As a sometime contributor to McSweeney’s and the Believer, Pendarvis purveys a brand of humor that one hesitates to call hip, but is certainly favored by popular, clever contemporary writers. Collectively they specialize in folding the language of pop culture back over itself, in the way Pendarvis tweaks critical clichés in his piece for the Believer, “I Review Books Based on a Random Sentence.” His story “Courageous Blast” tweaks chewing-gum marketers, while “Final Remarks” finds a kind of Zen emptiness in a politician’s pandering speech. Pendarvis cites the idea of the “comic virus” and quotes Saunders’ notion that “certain comic attitudes or moves get into the water, so to speak, and then each person develops them in their own aberrant direction.”

“To me these things all go way back,” Pendarvis says, citing the inspiration of Woody Allen’s comic essays in Without Feathers and tracing the form back to the 1920s. “In my first book, I had a fake contributors section.
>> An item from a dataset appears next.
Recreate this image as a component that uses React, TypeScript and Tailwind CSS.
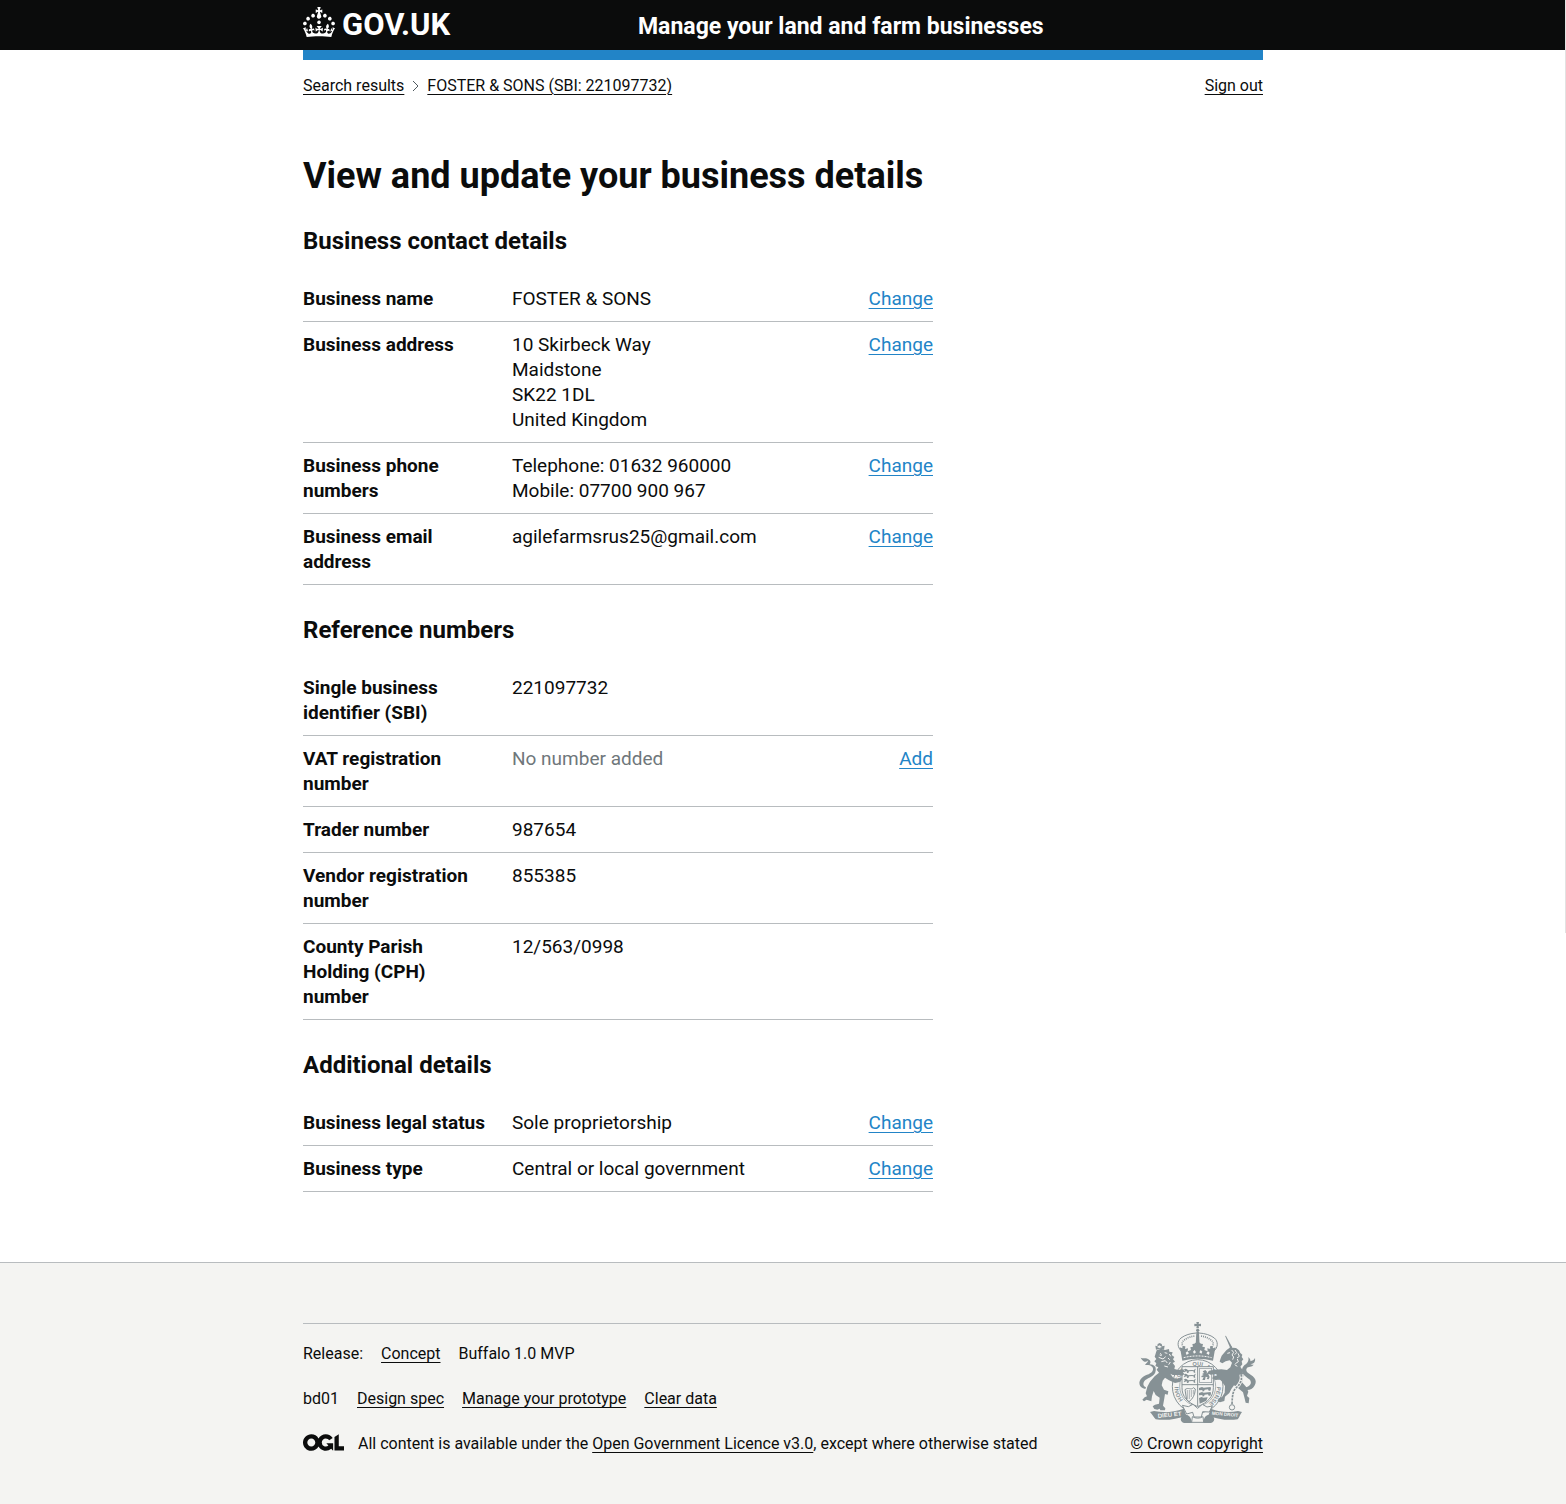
import React from "react";

type Action = "Change" | "Add";
type Row = { label: string; lines: string[]; action?: Action; muted?: boolean };
type Section = { title: string; rows: Row[] };

const sections: Section[] = [
  {
    title: "Business contact details",
    rows: [
      { label: "Business name", lines: ["FOSTER & SONS"], action: "Change" },
      {
        label: "Business address",
        lines: ["10 Skirbeck Way", "Maidstone", "SK22 1DL", "United Kingdom"],
        action: "Change",
      },
      {
        label: "Business phone numbers",
        lines: ["Telephone: 01632 960000", "Mobile: 07700 900 967"],
        action: "Change",
      },
      { label: "Business email address", lines: ["agilefarmsrus25@gmail.com"], action: "Change" },
    ],
  },
  {
    title: "Reference numbers",
    rows: [
      { label: "Single business identifier (SBI)", lines: ["221097732"] },
      { label: "VAT registration number", lines: ["No number added"], action: "Add", muted: true },
      { label: "Trader number", lines: ["987654"] },
      { label: "Vendor registration number", lines: ["855385"] },
      { label: "County Parish Holding (CPH) number", lines: ["12/563/0998"] },
    ],
  },
  {
    title: "Additional details",
    rows: [
      { label: "Business legal status", lines: ["Sole proprietorship"], action: "Change" },
      { label: "Business type", lines: ["Central or local government"], action: "Change" },
    ],
  },
];

const mottoWords = [
  { word: "HONI", offset: "19%" },
  { word: "SOIT", offset: "34%" },
  { word: "QUI", offset: "50%" },
  { word: "MAL Y", offset: "64%" },
  { word: "PENSE", offset: "83%" },
];

function TextLink({ children, label }: { children: React.ReactNode; label?: string }) {
  return (
    <a href="#" aria-label={label} className="underline decoration-1 underline-offset-3 hover:decoration-2">
      {children}
    </a>
  );
}

function Crown() {
  return (
    <svg viewBox="0 0 32 30" className="h-[30px] w-8 shrink-0" fill="currentColor" aria-hidden="true">
      <path d="M22.6 10.4c-1 .4-2-.1-2.4-1-.4-.9.1-2 1-2.4.9-.4 2 .1 2.4 1s-.1 2-1 2.4m-5.9 6.7c-.9.4-2-.1-2.4-1-.4-.9.1-2 1-2.4.9-.4 2 .1 2.4 1s-.1 2-1 2.4m10.8-3.7c-1 .4-2-.1-2.4-1-.4-.9.1-2 1-2.4.9-.4 2 .1 2.4 1s0 2-1 2.4m3.3 4.8c-1 .4-2-.1-2.4-1-.4-.9.1-2 1-2.4.9-.4 2 .1 2.4 1s-.1 2-1 2.4M17 4.7l2.3 1.2V2.5l-2.3.7-.2-.2.9-3h-3.4l.9 3-.2.2c-.1.1-2.3-.7-2.3-.7v3.4L15 4.7c.1.1.1.2.2.2l-1.3 4c-.1.2-.1.4-.1.6 0 1.1.8 2 1.9 2.2h.7c1-.2 1.9-1.1 1.9-2.1 0-.2 0-.4-.1-.6l-1.3-4c-.1-.2 0-.2.1-.3m-7.6 5.7c.9.4 2-.1 2.4-1 .4-.9-.1-2-1-2.4-.9-.4-2 .1-2.4 1s0 2 1 2.4m-5 3c.9.4 2-.1 2.4-1 .4-.9-.1-2-1-2.4-.9-.4-2 .1-2.4 1s.1 2 1 2.4m-3.2 4.8c.9.4 2-.1 2.4-1 .4-.9-.1-2-1-2.4-.9-.4-2 .1-2.4 1s0 2 1 2.4m14.8 11c4.4 0 8.6.3 12.3.8 1.1-4.5 2.4-7 3.7-8.8l-2.5-.9c.2 1.3.3 1.9 0 2.7-.4-.4-.8-1.1-1.1-2.3l-1.2 4c.7-.5 1.3-.8 2-.9-1.1 2.5-2.6 3.1-3.5 3-1.1-.2-1.7-1.2-1.5-2.1.3-1.2 1.5-1.5 2.1-.1 1.1-2.3-.8-3-2-2.3 1.9-1.9 2.1-3.5.6-5.6-2.1 1.6-2.1 3.2-1.2 5.5-1.2-1.4-3.2-.6-2.5 1.6.9-1.4 2.1-.5 1.9.8-.2 1.1-1.7 2.1-3.5 1.9-2.7-.2-2.9-2.1-2.9-3.6.7-.1 1.9.5 2.9 1.9l.4-4.3c-1.1 1.1-2.1 1.4-3.2 1.4.4-1.2 2.1-3 2.1-3h-5.4s1.7 1.9 2.1 3c-1.1 0-2.1-.2-3.2-1.4l.4 4.3c1-1.4 2.2-2 2.9-1.9-.1 1.5-.2 3.4-2.9 3.6-1.9.2-3.4-.8-3.5-1.9-.2-1.3 1-2.2 1.9-.8.7-2.3-1.2-3-2.5-1.6.9-2.2.9-3.9-1.2-5.5-1.5 2-1.3 3.7.6 5.6-1.2-.7-3.1 0-2 2.3.6-1.4 1.8-1.1 2.1.1.2.9-.3 1.9-1.5 2.1-.9.2-2.4-.5-3.5-3 .6 0 1.2.3 2 .9l-1.2-4c-.3 1.1-.7 1.9-1.1 2.3-.3-.8-.2-1.4 0-2.7l-2.9.9C1.3 23 2.6 25.5 3.7 30c3.7-.5 7.9-.8 12.3-.8" />
    </svg>
  );
}

function OglLogo() {
  return (
    <svg viewBox="0 0 483 196" className="h-[17px] w-[41px] shrink-0" fill="currentColor" aria-hidden="true">
      <path d="M421.5 142.8V.1l-50.7 32.3v161.1h112.4v-50.7zm-122.3-9.6A47.12 47.12 0 0 1 221 97.8c0-26 21.1-47.1 47.1-47.1 16.7 0 31.4 8.7 39.7 21.8l42.7-27.2A97.63 97.63 0 0 0 268.1 0c-36.5 0-68.3 20.1-85.1 49.7A98 98 0 0 0 97.8 0C43.9 0 0 43.9 0 97.8s43.9 97.8 97.8 97.8c36.5 0 68.3-20.1 85.1-49.7a97.76 97.76 0 0 0 149.6 25.4l19.4 22.2h3v-87.8h-80l24.3 27.5zM97.8 145c-26 0-47.1-21.1-47.1-47.1s21.1-47.1 47.1-47.1 47.1 21.1 47.1 47.1S123.8 145 97.8 145" />
    </svg>
  );
}

function PassantLions({ x, y }: { x: number; y: number }) {
  return (
    <g transform={`translate(${x} ${y})`}>
      {[0, 15, 30].map((dy) => (
        <path
          key={dy}
          transform={`translate(0 ${dy})`}
          d="M2 4l5-3 5 2 3 3 12-1 6 1 3-5 2 1-2 6 1 5h-5l1-3-5-2-10 1-2 5h-5l2-4-4-1-4 3-3-2 4-3z"
        />
      ))}
    </g>
  );
}

function RoyalArms() {
  return (
    <svg viewBox="39 33 360 309" className="-mt-0.5 h-[103px] w-30" fill="#869195" stroke="none" aria-hidden="true">
      {/* crown */}
      <path d="M217 36h8l-1 6 7-1v8l-7-1 1 7h-8l1-7-7 1v-8l7 1z" />
      <circle cx="221" cy="61" r="5" />
      <path d="M217 66h8l2 42h-12z" />
      <g fill="none" stroke="#869195">
        <path d="M173 124c-14-12-14-30-2-40 12-9 28-14 46-15" strokeWidth="3" />
        <path d="M269 124c14-12 14-30 2-40-12-9-28-14-46-15" strokeWidth="3" />
        <path d="M182 116c-10-9-10-20-1-26 9-7 20-11 32-12" strokeWidth="5" strokeDasharray="3 3" />
        <path d="M260 116c10-9 10-20 1-26-9-7-20-11-32-12" strokeWidth="5" strokeDasharray="3 3" />
      </g>
      <path d="M170 124l-3-12 8 3 2-7 7 1-1 8 9-2-1 9 10-4-2-8 8-2-2-8 6-1 10-7 10 7 6 1-2 8 8 2-2 8 10 4-1-9 9 2-1-8 7-1 2 7 8-3-3 12-5 28c-31-8-61-8-92 0z" />
      <path
        d="M185 128l5-4 5 6-7 5zM207 125l5-5 4 7-6 4zM226 127l4-7 5 5-3 6zM247 130l5-6 5 4-3 7z"
        fill="#f4f4f2"
      />
      <path d="M179 143c28-7 56-7 84 0" fill="none" stroke="#f4f4f2" strokeWidth="3" strokeDasharray="6 3" />

      {/* garter */}
      <ellipse cx="221" cy="229" rx="76" ry="80" fill="#f4f4f2" stroke="#869195" strokeWidth="3" />
      <ellipse cx="221" cy="229" rx="54" ry="58" fill="none" stroke="#869195" strokeWidth="2" />
      <path id="garter-motto" d="M221 291A58 62 0 0 1 221 167A58 62 0 0 1 221 291" fill="none" />
      {mottoWords.map(({ word, offset }) => (
        <text key={word} className="font-['Liberation_Sans'] text-[17px] font-bold" textAnchor="middle">
          <textPath href="#garter-motto" startOffset={offset}>
            {word}
          </textPath>
        </text>
      ))}

      {/* shield */}
      <path
        d="M174 170h94v63c0 27-16 44-47 57-31-13-47-30-47-57z"
        fill="#f4f4f2"
        stroke="#869195"
        strokeWidth="3"
      />
      <path d="M221 170v118M174 224h94" stroke="#869195" strokeWidth="3" />
      <PassantLions x={177} y={175} />
      <g transform="translate(221 230)">
        <path d="M4 4l9-3 5 2 14-1 7-1 1 5-2 6h-5l-2-4-10 1-2 5h-6l2-4-11 1zM4 19l9-3 5 2 14-1 7-1 1 5-2 6h-5l-2-4-10 1-2 5h-6l2-4-11 1zM4 34l8-3 5 2 13-1-4 10-20 9z" />
      </g>
      <rect x="227" y="175" width="36" height="43" fill="none" stroke="#869195" strokeWidth="2" />
      <path d="M236 184l8-4 5 5-1 6 7-7 4 3-6 6 4 8-3 7-6-1 3-5-6-2-2 10h-8l4-9-6 1-1-4 7-3-5-3 6-3z" />
      <path d="M183 239c10-9 18 3 25-6l6 4c-1 18-8 30-19 38l-7-5z" fill="none" stroke="#869195" strokeWidth="3" />
      <path d="M190 240v28M196 240v27M202 240v21M208 240v13" stroke="#869195" strokeWidth="2" />

      {/* lion supporter */}
      <path d="M96 119l-2-12 6 2 1-7 6-3 6 3 2 7 7-2-2 12-12-3z" />
      <path d="M99 111l7-5 8 5-8 3z" fill="#f4f4f2" />
      <path d="M98 121l13-5 12 4 12-3 1 8 10 2-3 8 8 6-4 7 6 7-7 4 7 9-2 9 12 3 15-2 4 8-6 1 5 5-6 5-13-2-16 0-7-4 9 13 14 3 8-5 5 6-8 8-14 3-18-8-12-8-7 9-3 14 7 13 13 5-2 10-8-2-2 13-4 22 7 8-1 6-14 0-2-5-7 3-9-2-5-8 7-5 12-3 2-18-12-8-6-12-5 16-2 15-14-5-8 5-5-5 7-7 7-3-4-9 5-20 8-15 14-16 13-11-7-9 5-7-9-4 3-8-6-6 6-7-5-7z" />
      <path d="M64 237c-20-4-23-23-10-34 12-11 30-10 33-24 2-9-8-16-24-14 3-6 9-7 9-14-3 6-13 8-22-8 11 5 15-2 22 4 10 5 8 12 5 16 14 1 20 8 18 19-2 17-21 20-31 28-8 7-8 19 2 22z" />
      <path
        d="M108 130l5 4M122 128l8 2M104 142l13 5 8-7M112 155l12-3 6 7M132 144l5 5M121 168l11 3M107 135l6 2M136 132l4 7M139 156l-5 8"
        fill="none"
        stroke="#f4f4f2"
        strokeWidth="3"
      />

      {/* unicorn supporter */}
      <path d="M303 77l3 1 18 33-5 4z" />
      <path d="M289 148l4-11 14-16 10-8 3-7 5 7 11 1 9 7 4 8 6 5-2 7 5 7-5 6 2 9-6 7 6 9 3 18-4 20 12 13 7 15-4 13 7 6-2 16-9-2-4-16-4-15-14-12-13-9-8 11-6 12-13 11-2 13-13 4-8-3 4-9 10-4 8-13 1-20-10-14-8-8-11 4-10-5 5-6 9-2-1-5-18 2-8-5 4-7 17-3 20-1 17 2 10-8 5-14-7-7-12 3-10 6-8-5z" />
      <path
        d="M310 130l8-2M333 120l5 8-6 6M342 130l4 9-7 5M340 147l3 8-9 6M323 120l6 7-5 8 5 6-3 8M332 164l8 5"
        fill="none"
        stroke="#f4f4f2"
        strokeWidth="3"
      />
      <path d="M360 233c19-2 26-15 16-25-9-8-24-15-22-28 2-15 13-16 17-24 5-10 1-14 2-14 5 3 7 9 6 12 5-3 12-3 14-10 2 13-5 18-14 18 4 3 7 2 10 2-5 8-17 5-20 10-6 8 1 14 11 20 14 8 20 21 11 34-5 8-13 13-24 12z" />
      <path d="M351 193c5 18-4 31-16 42-8 8-10 20-11 48" fill="none" stroke="#f4f4f2" strokeWidth="10" />
      <path
        d="M351 193c5 18-4 31-16 42-8 8-10 20-11 48"
        fill="none"
        stroke="#869195"
        strokeWidth="5"
        strokeDasharray="7 3"
      />
      <circle cx="324" cy="292" r="8" fill="#f4f4f2" stroke="#869195" strokeWidth="3" />

      {/* compartment and motto scrolls */}
      <path d="M175 286l18 4 14-7 14 12 14-12 14 8 16-3-9 18-20-1-4 16h-22l-4-14-18 5z" fill="#f4f4f2" stroke="#869195" strokeWidth="3" />
      <path d="M173 320c9-9 22-7 27 5l5 14h-24c-9-2-14-10-8-19zM268 320c-9-9-22-7-27 5l-5 14h24c9-2 14-10 8-19z" />
      <path d="M205 320c10 6 22 6 32 0l2 17h-36z" fill="#f4f4f2" stroke="#869195" strokeWidth="3" />
      <path d="M78 306l12-3c31 6 58 3 90-7l7 21c-29 11-61 15-92 11-7-7-9-14-17-22zM354 306l-12-3c-28 5-54 3-82-7l-7 21c29 11 57 15 88 11 7-7 6-14 13-22z" />
      <g fill="#f4f4f2">
        <text x="102" y="324" transform="rotate(-6 102 324)" className="font-['Liberation_Sans'] text-[18px] font-bold">
          DIEU ET
        </text>
        <text x="263" y="314" transform="rotate(5 263 314)" className="font-['Liberation_Sans'] text-[14px] font-bold">
          MON DROIT
        </text>
      </g>
    </svg>
  );
}

function Header() {
  return (
    <header>
      <div className="bg-[#0b0c0c] text-white">
        <div className="mx-auto flex min-h-[50px] max-w-[992px] flex-wrap items-center px-4">
          <a href="#" className="flex w-1/3 min-w-40 items-center gap-[7px] pb-1.5">
            <Crown />
            <span className="pt-1.5 text-[31px] leading-[30px] font-bold">GOV.UK</span>
          </a>
          <a href="#" className="pt-1 pl-[15px] text-[23px] leading-[30px] font-bold">
            Manage your land and farm businesses
          </a>
        </div>
      </div>
      <div className="mx-auto max-w-[992px] px-4">
        <div className="h-2.5 bg-[#2284c7]" />
      </div>
    </header>
  );
}

function SummarySection({ title, rows }: Section) {
  return (
    <section>
      <h2 className="mb-5 text-2xl leading-[30px] font-bold">{title}</h2>
      <dl className="mb-[30px] text-[19px] leading-[25px]">
        {rows.map((row) => (
          <div key={row.label} className="flex border-b border-[#b8bcbf] py-2.5">
            <dt className="mr-5 w-[30%] shrink-0 font-bold">{row.label}</dt>
            <dd className={row.muted ? "flex-1 text-[#6f777b]" : "flex-1"}>
              {row.lines.map((line) => (
                <p key={line}>{line}</p>
              ))}
            </dd>
            {row.action && (
              <dd className="pl-5 text-right text-[#2284c7]">
                <TextLink label={`${row.action} ${row.label}`}>{row.action}</TextLink>
              </dd>
            )}
          </div>
        ))}
      </dl>
    </section>
  );
}

function Footer() {
  return (
    <footer className="border-t border-[#b8bcbf] bg-[#f4f4f2] pt-[60px] pb-[50px] text-base leading-5">
      <div className="mx-auto flex max-w-[992px] flex-wrap items-end gap-[30px] px-4">
        <div className="flex flex-1 flex-col gap-[25px] border-t border-[#b8bcbf] pt-5">
          <ul className="flex flex-wrap gap-x-[18px]">
            <li>Release:</li>
            <li><TextLink>Concept</TextLink></li>
            <li>Buffalo 1.0 MVP</li>
          </ul>
          <ul className="flex flex-wrap gap-x-[18px]">
            <li>bd01</li>
            <li><TextLink>Design spec</TextLink></li>
            <li><TextLink>Manage your prototype</TextLink></li>
            <li><TextLink>Clear data</TextLink></li>
          </ul>
          <div className="flex gap-3.5">
            <OglLogo />
            <p>
              All content is available under the <TextLink>Open Government Licence v3.0</TextLink>, except where
              otherwise stated
            </p>
          </div>
        </div>
        <div className="flex flex-col items-center gap-2.5">
          <RoyalArms />
          <TextLink>© Crown copyright</TextLink>
        </div>
      </div>
    </footer>
  );
}

export default function App() {
  return (
    <div className="relative bg-white font-['Roboto',sans-serif] text-[#0b0c0c]">
      <Header />
      <div className="mx-auto max-w-[992px] px-4">
        <div className="flex justify-between pt-4 text-base leading-5">
          <nav aria-label="Breadcrumb">
            <ol className="flex flex-wrap items-center">
              <li><TextLink>Search results</TextLink></li>
              <li className="flex items-center">
                <svg viewBox="0 0 7 12" className="mx-2 h-3 w-[7px]" fill="none" stroke="#505a5f" aria-hidden="true">
                  <path d="M1 1l5 5-5 5" />
                </svg>
                <TextLink>FOSTER & SONS (SBI: 221097732)</TextLink>
              </li>
            </ol>
          </nav>
          <TextLink>Sign out</TextLink>
        </div>
        <main className="max-w-[630px] pt-[60px] pb-10">
          <h1 className="mb-[30px] text-4xl leading-10 font-bold">View and update your business details</h1>
          {sections.map((section) => (
            <SummarySection key={section.title} {...section} />
          ))}
        </main>
      </div>
      <Footer />
      <div className="absolute top-0 right-0 h-[933px] w-px bg-[#e2e2e2]" />
    </div>
  );
}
Not long after it came out, I bought a Robert Benchley book from 1935 that had almost exactly the same idea – 70 years ago.

“The content was different, but the idea was the same.”

Despite being the resident of the commuter’s city, Pendarvis seems comfortable living in walking distance from his favorite haunts such as Manuel’s Tavern, Videodrome and the coffeehouses and bookstores of Little Five Points. Inspiration can strike from street scenes, such as the time he saw a man in Little Five Points wearing a derby hat. “I wondered, what can that guy be thinking? ‘Man, I look fantastic in this derby!’”

Pendarvis’ first novel, Awesome (to be published next year), emerged from that opening sentence. “It’s about a giant, a Paul Bunyan-esque guy, who has the personality it would take to wear a derby. I wanted to write from the point of view of a winner, although things start to go wrong for the character.”

And though he doesn’t want his fiction to rely on irony, he’ll admit to employing “the nonironic appropriation of the trappings of irony.” Pendarvis apologizes for the phrase, even though he means it with complete sincerity.